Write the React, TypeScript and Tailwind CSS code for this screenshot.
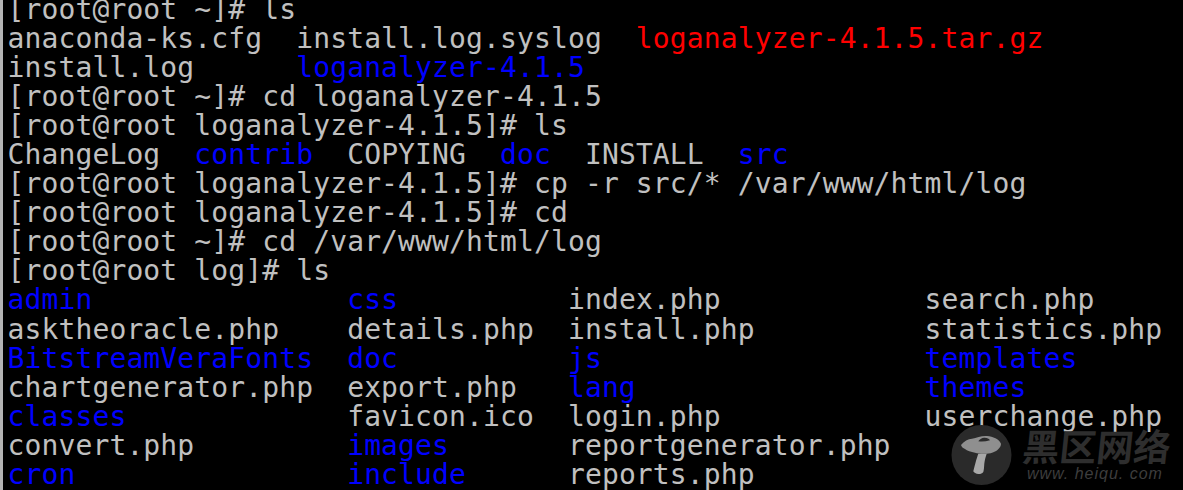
import React from "react";

type Seg = { t: string; c?: "blue" | "red" };

const lines: Seg[][] = [
  [{ t: "[root@root ~]# ls" }],
  [{ t: "anaconda-ks.cfg  install.log.syslog  " }, { t: "loganalyzer-4.1.5.tar.gz", c: "red" }],
  [{ t: "install.log      " }, { t: "loganalyzer-4.1.5", c: "blue" }],
  [{ t: "[root@root ~]# cd loganalyzer-4.1.5" }],
  [{ t: "[root@root loganalyzer-4.1.5]# ls" }],
  [
    { t: "ChangeLog  " },
    { t: "contrib", c: "blue" },
    { t: "  COPYING  " },
    { t: "doc", c: "blue" },
    { t: "  INSTALL  " },
    { t: "src", c: "blue" },
  ],
  [{ t: "[root@root loganalyzer-4.1.5]# cp -r src/* /var/www/html/log" }],
  [{ t: "[root@root loganalyzer-4.1.5]# cd" }],
  [{ t: "[root@root ~]# cd /var/www/html/log" }],
  [{ t: "[root@root log]# ls" }],
  [
    { t: "admin", c: "blue" },
    { t: "               " },
    { t: "css", c: "blue" },
    { t: "          index.php            search.php" },
  ],
  [{ t: "asktheoracle.php    details.php  install.php          statistics.php" }],
  [
    { t: "BitstreamVeraFonts", c: "blue" },
    { t: "  " },
    { t: "doc", c: "blue" },
    { t: "          " },
    { t: "js", c: "blue" },
    { t: "                   " },
    { t: "templates", c: "blue" },
  ],
  [
    { t: "chartgenerator.php  export.php   " },
    { t: "lang", c: "blue" },
    { t: "                 " },
    { t: "themes", c: "blue" },
  ],
  [
    { t: "classes", c: "blue" },
    { t: "             favicon.ico  login.php            userchange.php" },
  ],
  [
    { t: "convert.php         " },
    { t: "images", c: "blue" },
    { t: "       reportgenerator.php" },
  ],
  [
    { t: "cron", c: "blue" },
    { t: "                " },
    { t: "include", c: "blue" },
    { t: "      reports.php" },
  ],
];

const Watermark = () => (
  <div className="absolute left-[951px] top-[425px] flex items-start gap-[11px]">
    <svg width="61" height="61" viewBox="0 0 61 61" className="shrink-0">
      <circle cx="30.5" cy="30" r="30" fill="#2a2a2a" />
      <path
        d="M10 20C13 16 17 14 21 13.7C26 12.5 31 10.5 36 11C42 11.5 48 14 50 18.7C50 22 47 25 44 26.5C41 28 38 28.7 35.7 28.7C31 29 27 28.5 24 27.7C20 27 16 26 14 24C12 23 10.5 22 10 20Z"
        fill="#8f8f8f"
      />
      <path d="M27.3 16.3C29 14 31 12.7 33 12.7C36 12.5 38 13.5 39 15.3C35 16.5 31 16.8 27.3 16.3Z" fill="#2a2a2a" />
      <path
        d="M27.3 28.7L35.7 28.7C34.5 32 33.8 35 33.3 38.7C33 42 33 45 32.3 47C31 48.8 29 49.2 27.3 49C25 48.8 23 47.8 22.3 46.3C23 43 24 40 24.7 37C25.5 34 26.5 31 27.3 28.7Z"
        fill="#a8a8a8"
      />
    </svg>
    <div className="flex flex-col items-start">
      <span className="h-[41px] -skew-x-6 font-['Noto_Sans_CJK_SC',sans-serif] text-[37px] leading-[41px] font-bold text-[#2e2e2e]">
        黑区网络
      </span>
      <span className="ml-[4px] font-['Liberation_Sans',sans-serif] text-[16px] leading-[16px] italic tracking-[1px] whitespace-pre text-[#3d3d3d]">
        www. heiqu. com
      </span>
    </div>
  </div>
);

export default function App() {
  return (
    <div className="relative h-[490px] w-[1183px] overflow-hidden bg-black">
      <div className="flex h-full">
        <div className="w-[3px] shrink-0 bg-[#b4b4b4]" />
        <div className="-mt-[5px] pl-[4.5px] font-['DejaVu_Sans_Mono',monospace] text-[28px] leading-[29.05px] tracking-[0.125px] text-[#c0c0c0]">
          {lines.map((segs, i) => (
            <div key={i} className="h-[29.05px] whitespace-pre">
              {segs.map((s, j) => (
                <span
                  key={j}
                  className={
                    s.c === "blue"
                      ? "text-[#0000ff]"
                      : s.c === "red"
                        ? "text-[#ff0000]"
                        : undefined
                  }
                >
                  {s.t}
                </span>
              ))}
            </div>
          ))}
        </div>
      </div>
      <Watermark />
    </div>
  );
}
::::::::::
__WHAT TO PRODUCE__: Write out the material above again, word for word, minus its pictures.

__THE OUTPUT__:
Write the React, TypeScript and Tailwind CSS code for this screenshot.
import React from "react";

type Seg = { t: string; c?: "blue" | "red" };

const lines: Seg[][] = [
  [{ t: "[root@root ~]# ls" }],
  [{ t: "anaconda-ks.cfg  install.log.syslog  " }, { t: "loganalyzer-4.1.5.tar.gz", c: "red" }],
  [{ t: "install.log      " }, { t: "loganalyzer-4.1.5", c: "blue" }],
  [{ t: "[root@root ~]# cd loganalyzer-4.1.5" }],
  [{ t: "[root@root loganalyzer-4.1.5]# ls" }],
  [
    { t: "ChangeLog  " },
    { t: "contrib", c: "blue" },
    { t: "  COPYING  " },
    { t: "doc", c: "blue" },
    { t: "  INSTALL  " },
    { t: "src", c: "blue" },
  ],
  [{ t: "[root@root loganalyzer-4.1.5]# cp -r src/* /var/www/html/log" }],
  [{ t: "[root@root loganalyzer-4.1.5]# cd" }],
  [{ t: "[root@root ~]# cd /var/www/html/log" }],
  [{ t: "[root@root log]# ls" }],
  [
    { t: "admin", c: "blue" },
    { t: "               " },
    { t: "css", c: "blue" },
    { t: "          index.php            search.php" },
  ],
  [{ t: "asktheoracle.php    details.php  install.php          statistics.php" }],
  [
    { t: "BitstreamVeraFonts", c: "blue" },
    { t: "  " },
    { t: "doc", c: "blue" },
    { t: "          " },
    { t: "js", c: "blue" },
    { t: "                   " },
    { t: "templates", c: "blue" },
  ],
  [
    { t: "chartgenerator.php  export.php   " },
    { t: "lang", c: "blue" },
    { t: "                 " },
    { t: "themes", c: "blue" },
  ],
  [
    { t: "classes", c: "blue" },
    { t: "             favicon.ico  login.php            userchange.php" },
  ],
  [
    { t: "convert.php         " },
    { t: "images", c: "blue" },
    { t: "       reportgenerator.php" },
  ],
  [
    { t: "cron", c: "blue" },
    { t: "                " },
    { t: "include", c: "blue" },
    { t: "      reports.php" },
  ],
];

const Watermark = () => (
  <div className="absolute left-[951px] top-[425px] flex items-start gap-[11px]">
    <svg width="61" height="61" viewBox="0 0 61 61" className="shrink-0">
      <circle cx="30.5" cy="30" r="30" fill="#2a2a2a" />
      <path
        d="M10 20C13 16 17 14 21 13.7C26 12.5 31 10.5 36 11C42 11.5 48 14 50 18.7C50 22 47 25 44 26.5C41 28 38 28.7 35.7 28.7C31 29 27 28.5 24 27.7C20 27 16 26 14 24C12 23 10.5 22 10 20Z"
        fill="#8f8f8f"
      />
      <path d="M27.3 16.3C29 14 31 12.7 33 12.7C36 12.5 38 13.5 39 15.3C35 16.5 31 16.8 27.3 16.3Z" fill="#2a2a2a" />
      <path
        d="M27.3 28.7L35.7 28.7C34.5 32 33.8 35 33.3 38.7C33 42 33 45 32.3 47C31 48.8 29 49.2 27.3 49C25 48.8 23 47.8 22.3 46.3C23 43 24 40 24.7 37C25.5 34 26.5 31 27.3 28.7Z"
        fill="#a8a8a8"
      />
    </svg>
    <div className="flex flex-col items-start">
      <span className="h-[41px] -skew-x-6 font-['Noto_Sans_CJK_SC',sans-serif] text-[37px] leading-[41px] font-bold text-[#2e2e2e]">
        黑区网络
      </span>
      <span className="ml-[4px] font-['Liberation_Sans',sans-serif] text-[16px] leading-[16px] italic tracking-[1px] whitespace-pre text-[#3d3d3d]">
        www. heiqu. com
      </span>
    </div>
  </div>
);

export default function App() {
  return (
    <div className="relative h-[490px] w-[1183px] overflow-hidden bg-black">
      <div className="flex h-full">
        <div className="w-[3px] shrink-0 bg-[#b4b4b4]" />
        <div className="-mt-[5px] pl-[4.5px] font-['DejaVu_Sans_Mono',monospace] text-[28px] leading-[29.05px] tracking-[0.125px] text-[#c0c0c0]">
          {lines.map((segs, i) => (
            <div key={i} className="h-[29.05px] whitespace-pre">
              {segs.map((s, j) => (
                <span
                  key={j}
                  className={
                    s.c === "blue"
                      ? "text-[#0000ff]"
                      : s.c === "red"
                        ? "text-[#ff0000]"
                        : undefined
                  }
                >
                  {s.t}
                </span>
              ))}
            </div>
          ))}
        </div>
      </div>
      <Watermark />
    </div>
  );
}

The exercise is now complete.